41. The DGAP vide Para 15 of his Report dated 27.02.2020 has also stated that “as per the outward sales data submitted by the Noticee, it has been observed that approximately 90 products were not sold before 27.07.2018 and accordingly they are construed as new products launched by the Noticee post GST rate reduction and therefore, they have been kept out of the purview of anti-profiteering.” In this connection perusal of the Report dated 27.02.2020 of the DGAP shows that it has not been mentioned in it whether any effort was made to examine the details of the outward taxable supplies of the Respondent made during the previous months of May 2018, April 2018, March, 2018 and so on to confirm that the above 90 products have not been sold by the Respondent in the pre rate reduction period. These details were also not summoned by the DGAP vide NOI dated 25.06.2019. Therefore, the DGAP is required to conduct fresh investigation to ascertain that the above 90 product have been launched post 27.07.2018 and they have not been sold during the above period.

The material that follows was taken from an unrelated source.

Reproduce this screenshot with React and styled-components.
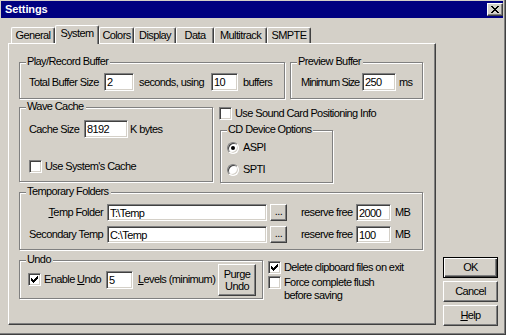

42. Based on the above findings and without going in to the other merits of the case, the Report dated 27.02.2020 furnished by the DGAP cannot be accepted and accordingly, the DGAP is directed to conduct further investigation on the issues mentioned above, as per the provisions of Rule 133 (4) read with Section 171 (2) of the above Act and submit fresh Report under Rule 129 (6). The Respondent is also directed to render all assistance to the DGAP while conducting such investigation.

43. A copy of this order be sent to the Applicants and the Respondent for further action. File of the case be consigned after completion.